*Written task*
List each line of the data that holds the word "TypeScript".

--------------------

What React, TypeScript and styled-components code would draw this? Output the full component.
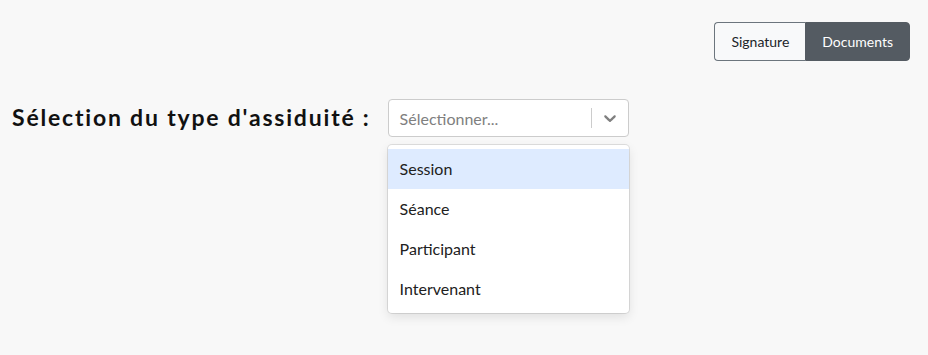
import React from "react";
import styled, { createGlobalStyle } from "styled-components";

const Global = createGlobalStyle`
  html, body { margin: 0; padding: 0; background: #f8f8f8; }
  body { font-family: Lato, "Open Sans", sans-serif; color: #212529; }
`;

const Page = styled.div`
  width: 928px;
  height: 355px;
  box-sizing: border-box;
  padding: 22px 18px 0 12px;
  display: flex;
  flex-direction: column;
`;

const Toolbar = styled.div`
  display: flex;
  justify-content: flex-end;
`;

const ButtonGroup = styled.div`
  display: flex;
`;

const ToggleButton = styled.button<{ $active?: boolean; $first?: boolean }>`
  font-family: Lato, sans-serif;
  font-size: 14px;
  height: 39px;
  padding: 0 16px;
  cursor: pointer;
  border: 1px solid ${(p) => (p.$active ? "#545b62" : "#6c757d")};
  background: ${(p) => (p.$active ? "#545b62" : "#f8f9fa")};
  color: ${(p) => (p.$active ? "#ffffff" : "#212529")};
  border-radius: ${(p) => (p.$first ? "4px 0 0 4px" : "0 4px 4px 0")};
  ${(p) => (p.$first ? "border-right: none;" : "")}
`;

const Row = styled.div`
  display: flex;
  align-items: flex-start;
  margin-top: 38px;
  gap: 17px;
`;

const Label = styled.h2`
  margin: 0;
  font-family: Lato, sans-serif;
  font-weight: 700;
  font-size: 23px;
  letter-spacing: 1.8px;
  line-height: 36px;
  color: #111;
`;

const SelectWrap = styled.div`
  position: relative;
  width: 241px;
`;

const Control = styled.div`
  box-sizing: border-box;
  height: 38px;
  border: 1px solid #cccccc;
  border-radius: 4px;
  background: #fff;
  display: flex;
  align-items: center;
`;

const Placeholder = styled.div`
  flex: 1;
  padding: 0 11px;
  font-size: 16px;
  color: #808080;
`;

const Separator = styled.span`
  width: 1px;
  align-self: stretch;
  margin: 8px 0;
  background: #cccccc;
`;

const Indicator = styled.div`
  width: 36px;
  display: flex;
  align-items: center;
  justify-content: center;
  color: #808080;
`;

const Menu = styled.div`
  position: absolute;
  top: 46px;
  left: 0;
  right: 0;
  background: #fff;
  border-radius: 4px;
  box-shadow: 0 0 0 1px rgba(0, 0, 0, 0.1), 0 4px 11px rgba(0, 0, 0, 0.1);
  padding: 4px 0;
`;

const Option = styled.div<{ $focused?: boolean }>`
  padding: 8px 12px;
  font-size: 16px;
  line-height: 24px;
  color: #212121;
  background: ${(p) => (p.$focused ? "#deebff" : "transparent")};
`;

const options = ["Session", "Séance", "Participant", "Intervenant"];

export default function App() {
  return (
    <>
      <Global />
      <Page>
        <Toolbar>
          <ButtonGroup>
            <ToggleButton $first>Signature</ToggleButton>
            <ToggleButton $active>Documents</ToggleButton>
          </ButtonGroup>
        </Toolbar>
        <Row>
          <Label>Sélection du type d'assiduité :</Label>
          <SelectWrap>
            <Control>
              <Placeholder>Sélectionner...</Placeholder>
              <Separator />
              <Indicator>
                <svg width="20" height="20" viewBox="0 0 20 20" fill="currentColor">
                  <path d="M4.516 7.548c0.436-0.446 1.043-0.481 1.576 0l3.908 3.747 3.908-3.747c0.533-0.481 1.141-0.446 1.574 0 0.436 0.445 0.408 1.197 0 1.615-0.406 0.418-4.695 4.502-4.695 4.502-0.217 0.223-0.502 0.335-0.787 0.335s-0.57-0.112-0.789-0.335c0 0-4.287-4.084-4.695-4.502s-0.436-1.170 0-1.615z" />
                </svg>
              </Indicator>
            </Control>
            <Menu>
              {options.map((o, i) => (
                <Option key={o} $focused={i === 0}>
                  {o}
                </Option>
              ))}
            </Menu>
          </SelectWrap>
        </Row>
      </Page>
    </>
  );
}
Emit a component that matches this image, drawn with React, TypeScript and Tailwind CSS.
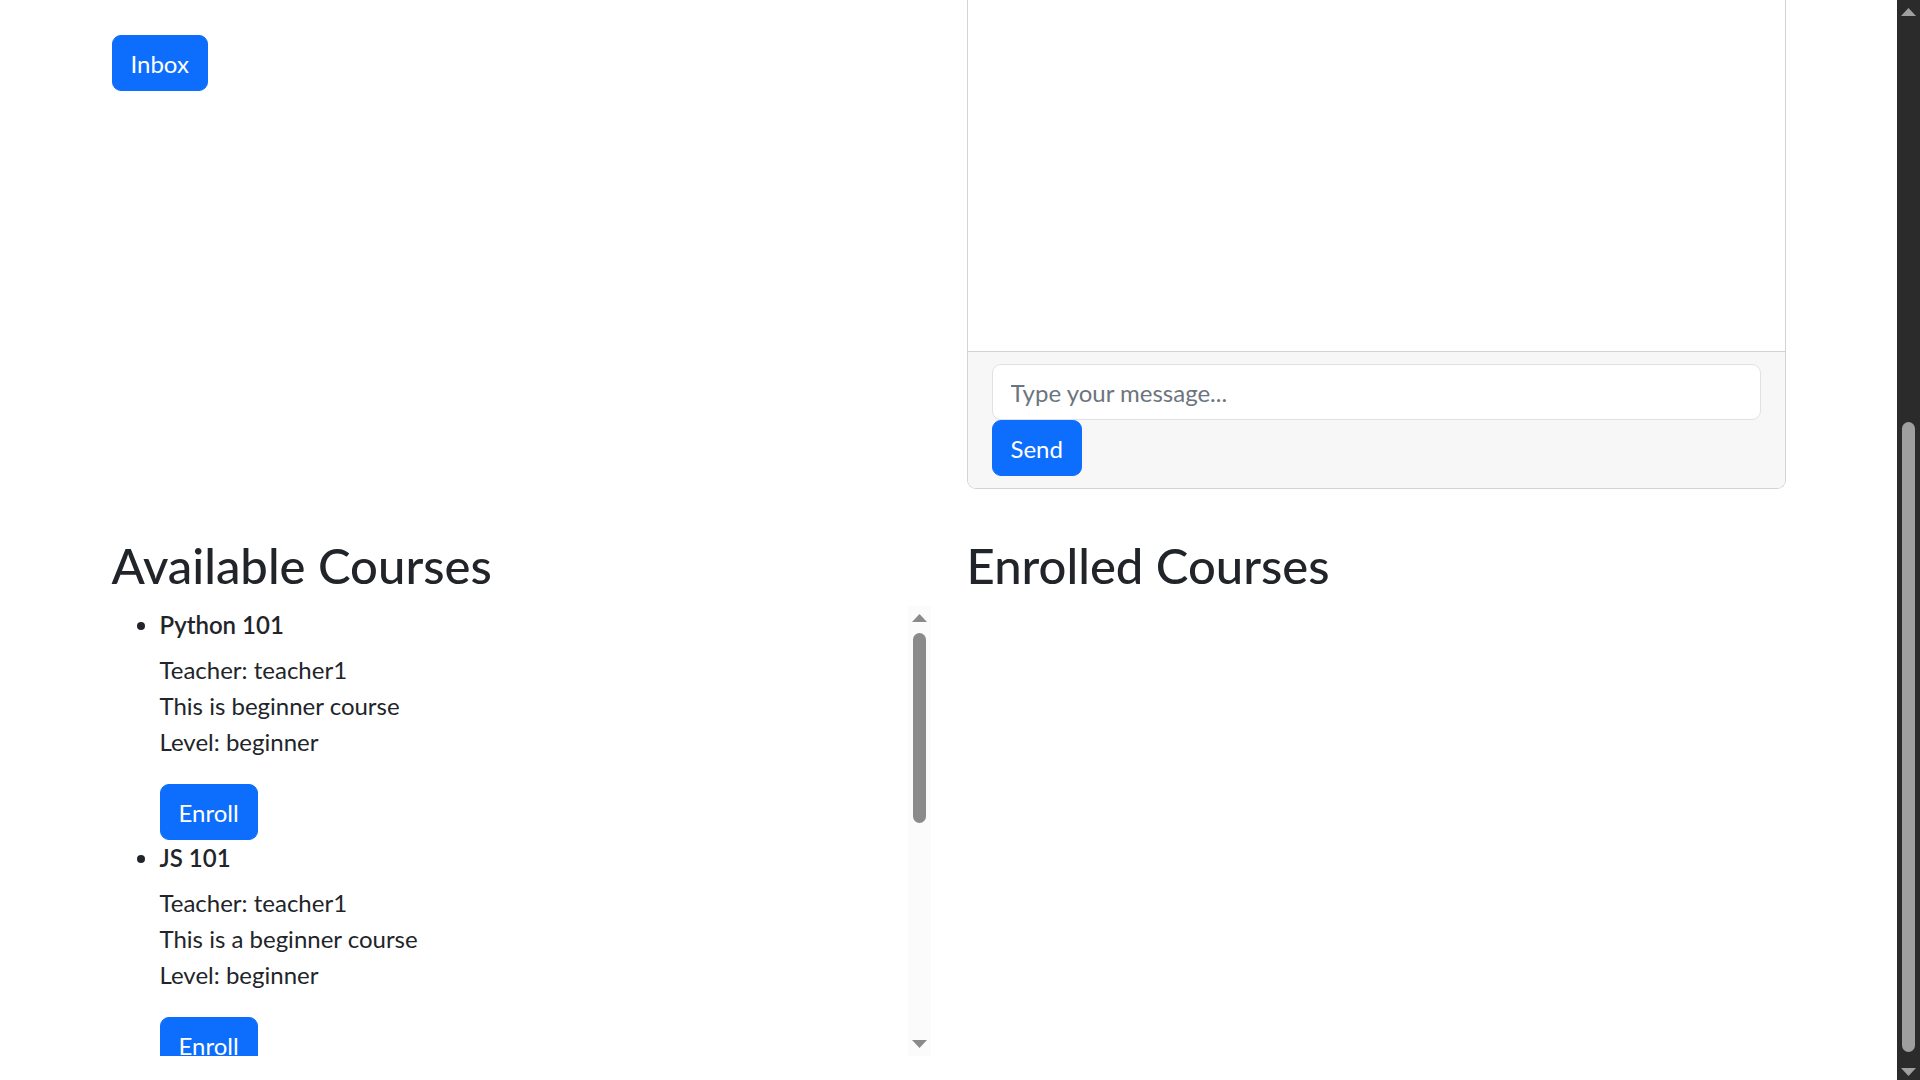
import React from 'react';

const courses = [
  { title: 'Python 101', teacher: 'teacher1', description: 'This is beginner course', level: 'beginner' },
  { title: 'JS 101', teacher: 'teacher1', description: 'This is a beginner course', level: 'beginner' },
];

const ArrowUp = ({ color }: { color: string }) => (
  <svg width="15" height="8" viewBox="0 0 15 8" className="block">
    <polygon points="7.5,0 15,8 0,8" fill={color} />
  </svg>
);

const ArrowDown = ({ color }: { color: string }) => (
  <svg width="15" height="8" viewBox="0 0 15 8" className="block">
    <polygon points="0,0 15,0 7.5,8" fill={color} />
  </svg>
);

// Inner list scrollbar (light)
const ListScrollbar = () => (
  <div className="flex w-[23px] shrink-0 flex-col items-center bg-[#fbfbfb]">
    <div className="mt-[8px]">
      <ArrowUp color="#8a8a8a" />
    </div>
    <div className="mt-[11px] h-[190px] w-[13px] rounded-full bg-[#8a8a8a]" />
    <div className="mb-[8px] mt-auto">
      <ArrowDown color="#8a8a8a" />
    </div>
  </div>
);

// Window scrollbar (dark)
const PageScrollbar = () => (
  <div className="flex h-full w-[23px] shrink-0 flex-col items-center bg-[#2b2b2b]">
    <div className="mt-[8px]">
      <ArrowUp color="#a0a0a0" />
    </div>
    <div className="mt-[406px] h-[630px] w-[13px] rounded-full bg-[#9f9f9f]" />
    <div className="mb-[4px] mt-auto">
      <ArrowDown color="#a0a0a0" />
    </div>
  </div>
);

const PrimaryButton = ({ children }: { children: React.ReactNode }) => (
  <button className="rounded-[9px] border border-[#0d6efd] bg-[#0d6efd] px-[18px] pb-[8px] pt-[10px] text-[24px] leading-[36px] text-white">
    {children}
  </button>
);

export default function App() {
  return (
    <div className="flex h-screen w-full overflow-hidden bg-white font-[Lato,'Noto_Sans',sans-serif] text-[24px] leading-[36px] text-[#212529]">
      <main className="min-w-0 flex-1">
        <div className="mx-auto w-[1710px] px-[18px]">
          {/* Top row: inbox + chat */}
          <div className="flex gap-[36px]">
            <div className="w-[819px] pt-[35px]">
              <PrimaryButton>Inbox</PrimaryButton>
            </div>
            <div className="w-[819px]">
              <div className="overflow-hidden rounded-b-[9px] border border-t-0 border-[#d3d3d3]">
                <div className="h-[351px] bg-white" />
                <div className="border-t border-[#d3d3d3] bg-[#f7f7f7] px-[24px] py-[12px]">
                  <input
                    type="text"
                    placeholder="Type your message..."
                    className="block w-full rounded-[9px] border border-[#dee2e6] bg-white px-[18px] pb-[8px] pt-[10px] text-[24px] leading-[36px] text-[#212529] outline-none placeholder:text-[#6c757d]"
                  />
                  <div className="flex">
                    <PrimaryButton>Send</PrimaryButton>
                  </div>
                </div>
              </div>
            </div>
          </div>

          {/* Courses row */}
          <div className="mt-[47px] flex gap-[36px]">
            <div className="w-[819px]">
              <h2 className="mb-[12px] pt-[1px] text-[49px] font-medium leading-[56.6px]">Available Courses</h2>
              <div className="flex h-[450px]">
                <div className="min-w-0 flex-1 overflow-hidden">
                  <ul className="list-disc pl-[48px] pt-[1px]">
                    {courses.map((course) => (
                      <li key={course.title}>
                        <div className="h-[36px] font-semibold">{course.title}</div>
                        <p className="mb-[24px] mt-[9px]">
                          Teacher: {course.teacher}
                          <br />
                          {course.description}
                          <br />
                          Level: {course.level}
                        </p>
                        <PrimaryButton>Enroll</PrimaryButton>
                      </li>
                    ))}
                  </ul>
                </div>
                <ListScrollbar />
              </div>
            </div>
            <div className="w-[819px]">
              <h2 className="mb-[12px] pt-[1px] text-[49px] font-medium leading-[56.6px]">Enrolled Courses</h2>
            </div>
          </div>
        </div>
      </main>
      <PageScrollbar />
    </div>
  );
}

--------------------

*Task response*
What React, TypeScript and styled-components code would draw this? Output the full component.
Emit a component that matches this image, drawn with React, TypeScript and Tailwind CSS.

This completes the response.